Relationships — Deep ones. Real ones. We'll be together — with God, with Christ, with each other. The "marriage supper of the Lamb" (Revelation 19:9) is a feast, a party, a celebration.

Exploration and discovery — We'll know God more, but God is infinite. You'll never run out of things to discover. Boredom requires a ceiling on what's interesting. An infinite God means there is no ceiling.

No More...

Some of the most powerful promises in all of Scripture are about what won't exist anymore:

"He will wipe every tear from their eyes. There will be no more death or mourning or crying or pain, for the old order of things has passed away." — Revelation 21:4 (NIV)

No death. No grief. No pain. No tears — except maybe tears of joy that God himself wipes away. This is a promise from the One who sits on the throne.

Will We Recognize People?

Strong yes. Jesus was recognized after his resurrection (though sometimes not right away — Luke 24:31, John 20:16). Moses and Elijah showed up at the Transfiguration and were identified by name (Matthew 17:3-4) — long-dead figures, recognized on sight.

Paul expected to know his people:

"For what is our hope, our joy, or the crown in which we will glory in the presence of our Lord Jesus when he comes? Is it not you?" — 1 Thessalonians 2:19 (NIV)

You'll know your people. And they'll know you.
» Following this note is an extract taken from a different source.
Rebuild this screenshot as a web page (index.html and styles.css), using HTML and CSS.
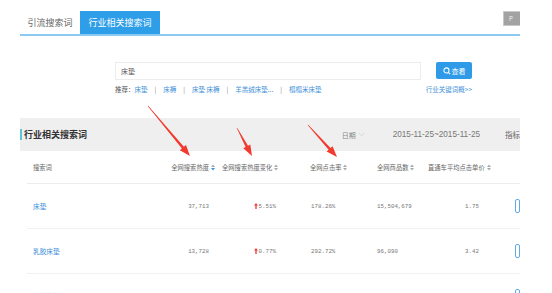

Are There Animals in Heaven?

This comes up a lot, especially from people who've lost a pet they loved. The Bible doesn't give a direct answer about specific pets, but the evidence for animals in the new creation is stronger than most people realize — starting with something hardly anyone gets told.

Animals are "living souls" in the Hebrew Bible. The word nephesh — the exact same word used for humans in Genesis 2:7 — is applied to animals over and over (Genesis 1:20-24, 30; 9:10-16; Proverbs 12:10). They also have ruach, the breath of life (Genesis 7:22; Psalm 104:29-30). Ecclesiastes 3:19-21 says straight up that humans and animals share the same breath, and honestly asks: who knows whether the human spirit goes upward and the animal spirit goes downward?

The difference between us and animals isn't that we have souls and they don't — we share that. The difference is that we bear the image of God: moral responsibility, the ability to represent God, the capacity for a covenant relationship with our Creator (Genesis 1:26-28). That's a real distinction. But it doesn't erase the fact that animals are living souls, created by God and called "good."

Isaiah sees animals in the restored world:

"The wolf will live with the lamb, the leopard will lie down with the goat, the calf and the lion and the yearling together; and a little child will lead them." — Isaiah 11:6 (NIV)

"The lion will eat straw like the ox." — Isaiah 11:7 (NIV)

Revelation puts horses in heaven:

"I saw heaven standing open and there before me was a white horse, whose rider is called Faithful and True." — Revelation 19:11 (NIV)

Paul says all of creation gets liberated:

"For the creation itself will be liberated from its bondage to decay and brought into the freedom and glory of the children of God." — Romans 8:21 (NIV)

God created animals. He called them good. He promises to renew all of creation. Will your specific dog or cat be there? The Bible doesn't say. But it paints a picture of a God who loves what he made and wastes nothing. I wouldn't bet against his generosity.